Pressioni per gli incarichi in tribunale a Spoleto, ecco come cambiano le accuse davanti al gup

Pressioni per gli incarichi in tribunale a Spoleto, ecco come cambiano le accuse davanti al gup
3 Minuti di Lettura
Giovedì 7 Gennaio 2021, 14:12 - Ultimo aggiornamento: 14:30

PERUGIA - Pressioni per ottenere incarichi in Tribunale, sarà il giudice per l’udienza preliminare di Firenze, fra un mese, a decidere se sussistano gli elementi per sostenere il processo a carico degli avvocati umbri Mauro Bertoldi e Nicoletta Pompei e del giudice civile Tommaso Sdogati.

La vicenda è quella delle presunte pressioni, operate a vario titolo dai due avvocati, verso il giudice ordinario di Spoleto, affinché intercedesse con un suo collega per l’affidamento di incarichi nell’ambito delle esecuzioni immobiliari. Un’indagine iniziata a Spoleto (titolare del fascicolo la dottoressa Michela Petrini), ma trasmessa quasi subito a Firenze per il coinvolgimento del magistrato. Ai tre indagati (per i quali la magistratura fiorentina chiede il rinvio a giudizio) viene contestata la corruzione, mentre nell’ordinanza di custodia cautelare con cui sono inizialmente stati disposti i domiciliari per Bertoldi e Pompei, a carico dei due avvocati viene ipotizzato anche il reato di traffico di influenze illecite. Per quest’ultima contestazione, tuttavia, la posizione della Pompei «è stata archiviata», come ha reso noto una dei suoi legali, l’avvocato Laura Bertoloni, aggiungendo: «La procura ha ritenuto la mia assistita totalmente estranea alla vicenda» del traffico di influenze illecite. Nell’indagine, esplosa poco più di un anno fa, è stato coinvolto marginalmente anche un secondo magistrato, la cui posizione è stata però già archiviata «per infondatezza della notizia di reato». 

LA CORRUZIONE
I ruoli dei tre indagati, nell’ambito del quadro accusatorio (ovviamente ancora tutto da dimostrare), vengono indicati così dai magistrati fiorentini: l’avvocato Mauro Bertoldi sarebbe il «corruttore», mentre l’avvocato Nicoletta Pompei, «collega di studio di Bertoldi e legata sentimentalmente al dottor Sdogati, l’intermediario tra quest’ultimo e Bertoldi». Infine il giudice Sdogati, destinatario delle pressioni, finalizzate a quanto pare a sensibilizzare l’altro magistrato affinché nell’assegnazione degli incarichi di delegato alle vendite tenesse conto dell’avvocato Bertoldi. Il giudice Sdogati è sempre stato indagato a piede libero (e non arrestato, come erroneamente riportato il 3 dicembre 2020): mai a suo carico sono state chieste, né applicate, misure cautelari, come abbondantemente riportato in questi mesi di cronache.
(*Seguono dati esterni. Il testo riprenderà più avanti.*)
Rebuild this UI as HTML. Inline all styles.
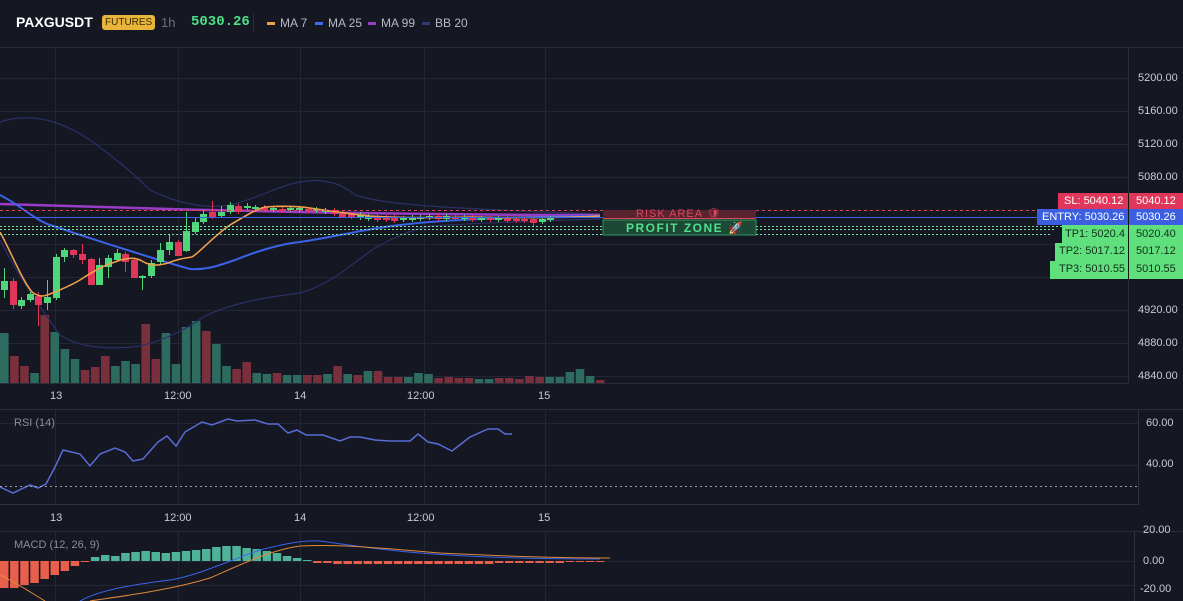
<!DOCTYPE html>
<html><head><meta charset="utf-8"><style>
html,body{margin:0;padding:0;background:#151722;width:1183px;height:601px;overflow:hidden;font-family:"Liberation Sans",sans-serif;}
.t{position:absolute;white-space:nowrap}
</style></head><body>
<div style="position:relative;width:1183px;height:601px">
<div class="t" style="left:16px;top:14px;color:#fff;font-weight:bold;font-size:14px">PAXGUSDT</div>
<div class="t" style="left:102px;top:15px;background:#e8b53a;color:#3a2a00;font-size:10px;padding:2px 3px;border-radius:3px">FUTURES</div>
<div class="t" style="left:161px;top:15px;color:#6b6f7c;font-size:13px">1h</div>
<div class="t" style="left:191px;top:14px;color:#4ee08a;font-weight:bold;font-size:14px;font-family:'Liberation Mono',monospace">5030.26</div>
<div class="t" style="left:253px;top:14px;width:1px;height:18px;background:#2a2e3a"></div>
<div class="t" style="left:267px;top:16px;color:#b6bac4;font-size:12px"><span style="display:inline-block;width:8px;height:3px;background:#f0a04b;vertical-align:middle;margin-right:5px"></span>MA 7</div>
<div class="t" style="left:315px;top:16px;color:#b6bac4;font-size:12px"><span style="display:inline-block;width:8px;height:3px;background:#3c6cf0;vertical-align:middle;margin-right:5px"></span>MA 25</div>
<div class="t" style="left:368px;top:16px;color:#b6bac4;font-size:12px"><span style="display:inline-block;width:8px;height:3px;background:#9a3cc8;vertical-align:middle;margin-right:5px"></span>MA 99</div>
<div class="t" style="left:422px;top:16px;color:#b6bac4;font-size:12px"><span style="display:inline-block;width:8px;height:3px;background:#2f3a7a;vertical-align:middle;margin-right:5px"></span>BB 20</div>

<svg id="s" width="1183" height="601" style="position:absolute;left:0;top:0" xmlns="http://www.w3.org/2000/svg">
<g stroke="#232633" stroke-width="1">
<line x1="0" y1="47.5" x2="1183" y2="47.5" stroke="#262a36"/>
<line x1="0" y1="78.5" x2="1128" y2="78.5"/><line x1="0" y1="111.5" x2="1128" y2="111.5"/><line x1="0" y1="144.5" x2="1128" y2="144.5"/><line x1="0" y1="177.5" x2="1128" y2="177.5"/>
<line x1="0" y1="244.5" x2="1128" y2="244.5"/><line x1="0" y1="277.5" x2="1128" y2="277.5"/><line x1="0" y1="310.5" x2="1128" y2="310.5"/><line x1="0" y1="343.5" x2="1128" y2="343.5"/><line x1="0" y1="376.5" x2="1128" y2="376.5"/>
<line x1="55.5" y1="48" x2="55.5" y2="383"/><line x1="178.5" y1="48" x2="178.5" y2="383"/><line x1="300.5" y1="48" x2="300.5" y2="383"/><line x1="424.5" y1="48" x2="424.5" y2="383"/><line x1="545.5" y1="48" x2="545.5" y2="383"/>
<line x1="1128.5" y1="48" x2="1128.5" y2="383" stroke="#2a2e3a"/>
<line x1="0" y1="383.5" x2="1128" y2="383.5" stroke="#2a2e3a"/>
<line x1="0" y1="409.5" x2="1183" y2="409.5" stroke="#2a2e3a"/>
<line x1="0" y1="423.5" x2="1138" y2="423.5"/><line x1="0" y1="465.5" x2="1138" y2="465.5"/>
<line x1="55.5" y1="410" x2="55.5" y2="505"/><line x1="178.5" y1="410" x2="178.5" y2="505"/><line x1="300.5" y1="410" x2="300.5" y2="505"/><line x1="424.5" y1="410" x2="424.5" y2="505"/><line x1="545.5" y1="410" x2="545.5" y2="505"/>
<line x1="1138.5" y1="410" x2="1138.5" y2="505" stroke="#2e323e"/>
<line x1="0" y1="504.5" x2="1138" y2="504.5" stroke="#2e323e"/>
<line x1="0" y1="531.5" x2="1183" y2="531.5" stroke="#2a2e3a"/>
<line x1="0" y1="561.5" x2="1134" y2="561.5"/><line x1="0" y1="585.5" x2="1134" y2="585.5"/>
<line x1="55.5" y1="532" x2="55.5" y2="601"/><line x1="178.5" y1="532" x2="178.5" y2="601"/><line x1="300.5" y1="532" x2="300.5" y2="601"/><line x1="424.5" y1="532" x2="424.5" y2="601"/><line x1="545.5" y1="532" x2="545.5" y2="601"/>
<line x1="1134.5" y1="532" x2="1134.5" y2="601" stroke="#2e323e"/>
</g>
<g id="vol"></g>
<g fill="none" stroke="#2a3166" stroke-width="1.2">
<path d="M0,122 C30,112 60,120 90,140 C115,158 135,175 150,190 C170,200 200,210 230,205 C260,198 280,185 300,182 C320,178 340,182 355,195 C380,203 420,206 480,209 C540,212 570,213 600,214"/>
<path d="M0,240 C15,270 35,300 60,335 C80,348 110,350 140,346 C165,340 185,330 205,316 C230,304 260,298 300,293 C330,285 350,265 375,248 C395,237 410,230 430,226 C500,222 560,220 600,219"/>
</g>
<path fill="none" stroke="#9a3cc8" stroke-width="2.5" d="M0,204 C80,207 200,210 300,212 C400,214 500,215 600,215"/>
<path fill="none" stroke="#3a63e8" stroke-width="2" d="M0,195 C20,205 35,220 50,225 C90,238 140,255 190,269 C205,270 215,267 235,260 C260,250 280,244 300,242 C340,236 370,228 400,225 C440,220 500,217 600,216"/>
<g id="cd"></g>
<path fill="none" stroke="#f0a04b" stroke-width="1.6" d="M0,232 C10,250 22,280 32,292 C40,298 45,296 50,294 C60,290 70,286 80,280 C95,270 105,265 115,262 C125,258 135,257 142,261 C150,266 158,266 168,263 C178,259 185,258 192,257 C200,252 215,235 230,225 C245,216 255,210 265,207 C280,206 295,206 310,208 C330,211 350,214 370,216 C400,218 430,218 470,217 C520,218 560,218 600,216"/>
<g stroke-width="1">
<line x1="0" y1="210.5" x2="1058" y2="210.5" stroke="#e0455e" stroke-dasharray="3,3"/>
<line x1="0" y1="217.5" x2="1037" y2="217.5" stroke="#3a63e8"/>
<line x1="0" y1="226.5" x2="1062" y2="226.5" stroke="#7be49a" stroke-dasharray="2,2"/>
<line x1="0" y1="229.5" x2="1055" y2="229.5" stroke="#7be49a" stroke-dasharray="2,2"/>
<line x1="0" y1="234.5" x2="1050" y2="234.5" stroke="#7be49a" stroke-dasharray="2,2"/>
</g>
<rect x="603" y="210" width="153" height="9" fill="#5a2330"/>
<line x1="603" y1="218.5" x2="756" y2="218.5" stroke="#e0455e"/>
<rect x="603" y="220" width="153" height="15" fill="#1e4836" stroke="#2f9a5d" stroke-width="1"/>
<path fill="none" stroke="#5a6dd6" stroke-width="1.5" d="M0,487 L13,493 L30,485 L38,488 L46,484 L55,467 L63,450 L80,454 L90,466 L100,454 L115,448 L125,452 L133,461 L143,459 L158,442 L167,436 L176,446 L185,432 L202,422 L212,425 L228,419 L237,421 L255,420 L268,424 L278,424 L288,433 L297,430 L306,435 L323,435 L340,441 L350,437 L360,437 L375,440 L390,441 L410,441 L418,434 L428,442 L438,444 L452,451 L470,437 L488,429 L498,429 L505,434 L512,434"/>
<line x1="0" y1="486.5" x2="1138" y2="486.5" stroke="#9aa0aa" stroke-dasharray="2,3"/>
<g id="mh"></g>
<path fill="none" stroke="#3a63e8" stroke-width="1" d="M80,601 C100,590 130,585 170,580 C200,575 230,560 260,550 C280,545 300,540 320,541 C350,545 380,550 420,553 C470,557 530,559 600,559"/>
<path fill="none" stroke="#e08a3a" stroke-width="1" d="M0,575 C15,582 30,592 45,601 M90,601 C130,595 170,590 210,578 C240,565 270,550 300,546 C340,544 380,548 440,553 C500,556 550,558 610,558"/>
</svg>

<div class="t" style="left:636px;top:209px;color:#e0455e;font-size:11px;letter-spacing:1px;line-height:11px">RISK AREA 🛡</div>
<div class="t" style="left:626px;top:221px;color:#4ee08a;font-size:12px;font-weight:bold;letter-spacing:1.5px">PROFIT ZONE 🚀</div>

<div class="t" style="left:1138px;top:72px;color:#c8ccd4;font-size:11px">5200.00</div>
<div class="t" style="left:1138px;top:105px;color:#c8ccd4;font-size:11px">5160.00</div>
<div class="t" style="left:1138px;top:138px;color:#c8ccd4;font-size:11px">5120.00</div>
<div class="t" style="left:1138px;top:171px;color:#c8ccd4;font-size:11px">5080.00</div>
<div class="t" style="left:1138px;top:304px;color:#c8ccd4;font-size:11px">4920.00</div>
<div class="t" style="left:1138px;top:337px;color:#c8ccd4;font-size:11px">4880.00</div>
<div class="t" style="left:1138px;top:370px;color:#c8ccd4;font-size:11px">4840.00</div>

<div class="t" style="left:1058px;top:193px;width:125px;height:16px;background:#e0365a"></div>
<div class="t" style="left:1064px;top:195px;color:#fff;font-size:11px">SL: 5040.12</div>
<div class="t" style="left:1136px;top:195px;color:#fff;font-size:11px">5040.12</div>
<div class="t" style="left:1037px;top:209px;width:146px;height:16px;background:#3b5fe0"></div>
<div class="t" style="left:1042px;top:211px;color:#fff;font-size:11px">ENTRY: 5030.26</div>
<div class="t" style="left:1136px;top:211px;color:#fff;font-size:11px">5030.26</div>
<div class="t" style="left:1062px;top:225px;width:121px;height:18px;background:#5fe07c"></div>
<div class="t" style="left:1065px;top:228px;color:#14301c;font-size:11px">TP1: 5020.4</div>
<div class="t" style="left:1136px;top:228px;color:#14301c;font-size:11px">5020.40</div>
<div class="t" style="left:1055px;top:243px;width:128px;height:18px;background:#5fe07c"></div>
<div class="t" style="left:1059px;top:245px;color:#14301c;font-size:11px">TP2: 5017.12</div>
<div class="t" style="left:1136px;top:245px;color:#14301c;font-size:11px">5017.12</div>
<div class="t" style="left:1050px;top:261px;width:133px;height:18px;background:#5fe07c"></div>
<div class="t" style="left:1059px;top:263px;color:#14301c;font-size:11px">TP3: 5010.55</div>
<div class="t" style="left:1136px;top:263px;color:#14301c;font-size:11px">5010.55</div>
<div class="t" style="left:1128px;top:193px;width:1px;height:86px;background:#0e1a10"></div>

<div class="t" style="left:50px;top:390px;color:#c8ccd4;font-size:11px">13</div>
<div class="t" style="left:164px;top:390px;color:#c8ccd4;font-size:11px">12:00</div>
<div class="t" style="left:294px;top:390px;color:#c8ccd4;font-size:11px">14</div>
<div class="t" style="left:407px;top:390px;color:#c8ccd4;font-size:11px">12:00</div>
<div class="t" style="left:538px;top:390px;color:#c8ccd4;font-size:11px">15</div>

<div class="t" style="left:14px;top:417px;color:#8a8e98;font-size:11px">RSI (14)</div>
<div class="t" style="left:1146px;top:417px;color:#c8ccd4;font-size:11px">60.00</div>
<div class="t" style="left:1146px;top:458px;color:#c8ccd4;font-size:11px">40.00</div>

<div class="t" style="left:50px;top:512px;color:#c8ccd4;font-size:11px">13</div>
<div class="t" style="left:164px;top:512px;color:#c8ccd4;font-size:11px">12:00</div>
<div class="t" style="left:294px;top:512px;color:#c8ccd4;font-size:11px">14</div>
<div class="t" style="left:407px;top:512px;color:#c8ccd4;font-size:11px">12:00</div>
<div class="t" style="left:538px;top:512px;color:#c8ccd4;font-size:11px">15</div>

<div class="t" style="left:14px;top:539px;color:#8a8e98;font-size:11px">MACD (12, 26, 9)</div>
<div class="t" style="left:1143px;top:524px;color:#c8ccd4;font-size:11px">20.00</div>
<div class="t" style="left:1143px;top:555px;color:#c8ccd4;font-size:11px">0.00</div>
<div class="t" style="left:1140px;top:583px;color:#c8ccd4;font-size:11px">-20.00</div>
</div>
<script>
var NS="http://www.w3.org/2000/svg";
function r(g,x,y,w,h,c){var e=document.createElementNS(NS,"rect");e.setAttribute("x",x);e.setAttribute("y",y);e.setAttribute("width",w);e.setAttribute("height",Math.max(h,1));e.setAttribute("fill",c);document.getElementById(g).appendChild(e);}
var vt=[333,356,366,373,315,332,349,359,370,367,356,366,361,364,324,359,333,364,327,321,331,344,366,369,362,373,374,373,375,375,375,375,374,366,374,375,371,371,377,377,377,373,374,378,377,378,378,379,379,378,378,379,376,377,377,377,372,369,376,380];
var vc="grrgrgggrrrgggrrggggrggrrggrggrrgrgrgrrrgggrrrrggrrrrrgggggrr";
for(var i=0;i<vt.length;i++){r("vol",i*10.1,vt[i],8.6,383-vt[i],vc[i]=="g"?"#2c6b5e":"#7a2f3c");}
var cd=[[4,281,290,268,298,1],[13,281,305,278,309,0],[21,300,306,297,309,1],[30,294,300,292,302,1],[38,296,305,292,326,0],[47,297,303,280,310,1],[56,257,298,254,300,1],[64,250,257,248,262,1],[73,250,255,249,258,0],[82,254,260,244,264,0],[91,259,285,258,285,0],[99,265,285,258,285,1],[108,258,267,255,278,1],[117,253,260,249,262,1],[125,254,262,252,272,0],[134,260,278,258,278,0],[142,276,278,275,290,1],[151,263,276,260,278,1],[160,250,262,243,265,1],[169,242,250,235,255,1],[178,242,256,240,256,0],[186,231,251,212,252,1],[195,222,232,218,234,1],[203,214,222,210,224,1],[212,212,218,201,219,0],[221,212,216,206,218,1],[230,205,212,202,214,1],[238,206,212,204,214,0],[247,206,208,203,211,1],[255,207,209,205,211,1],[264,207,210,205,212,0],[273,208,210,206,212,1],[282,209,211,207,213,0],[290,208,210,206,212,1],[299,208,210,206,212,1],[308,209,211,207,213,0],[316,209,211,207,213,1],[325,210,212,208,214,1],[334,210,214,208,216,0],[342,212,217,210,218,0],[351,214,217,212,219,0],[360,215,218,212,220,1],[368,216,219,214,221,1],[377,216,220,214,222,0],[386,217,220,215,222,0],[394,217,221,215,223,0],[403,218,220,216,222,1],[412,218,220,215,222,1],[420,217,219,215,221,1],[429,216,218,214,220,1],[438,216,219,214,221,0],[446,216,219,214,221,1],[455,217,219,215,221,0],[464,217,219,215,221,1],[472,217,220,215,222,0],[481,218,220,216,222,1],[490,218,220,216,222,0],[498,218,220,216,222,1],[507,218,221,216,223,0],[516,219,221,217,223,0],[524,219,221,217,223,0],[533,219,223,217,226,0],[542,219,222,217,224,1],[550,218,220,216,222,1]];
cd.forEach(function(c){var col=c[5]?"#4fd67a":"#e0365a";r("cd",c[0],c[3],1,c[4]-c[3],col);r("cd",c[0]-3,c[1],7,c[2]-c[1],col);});
var mh=[27,27,24,22,18,14,10,5,1,-4,-6,-5,-8,-9,-10,-9,-8,-9,-10,-11,-12,-14,-15,-15,-13,-12,-10,-8,-5,-3,-1,2,2,3,3,3,3,3,3,3,3,3,3,3,3,3,3,3,3,2,2,2,2,2,2,2,1,1,1,1];
for(var j=0;j<mh.length;j++){var h=mh[j];var x=j*10.1;if(x>600)break;if(h>0)r("mh",x,561,8.5,h,"#e8604c");else r("mh",x,561+h,8.5,-h,"#4fb39a");}
</script>
</body></html>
Come riferito durante le indagini, peraltro, in più di una intercettazione emerge l’insofferenza del giudice Sdogati di fronte alle richieste di interessamento della fidanzata, a sua volta pressata dal collega Bertoldi, interessato a ottenere gli incarichi di delegato alle vendite dal Tribunale di Spoleto. Un ruolo che, va ricordato, gli avrebbe consentito di ottenere lauti guadagni, ovviamente nel pieno rispetto delle tariffe in vigore. Guadagni che, come emerso dalle intercettazioni, Bertoldi aveva poi intenzione di spartire con la sua collega di studio, legata sentimentalmente al giudice: «Alla fine – dice Bertoldi alla Pompei in una intercettazione, comunicandole che le verserà la metà dei compensi – è sempre metà e metà eh, non è che… quello è l’accordo». Un accordo, ipotizzano gli inquirenti, che prescinde dallo svolgimento del lavoro da parte della collega Pompei. Infatti Mauro Bertoldi – scrive il giudice – afferma che il pagamento della metà avverrà «… fino alla morte, anche se non vieni più in ufficio, per dirti». E lo ribadisce dicendo: «per dirti, anche se non vieni più, quando me pagano è a metà…». Conversazioni, va ricordato, inserite negli atti di indagine, ma che dovranno essere contestualizzate e chiarite dagli interessati, con tutte le garanzie del caso.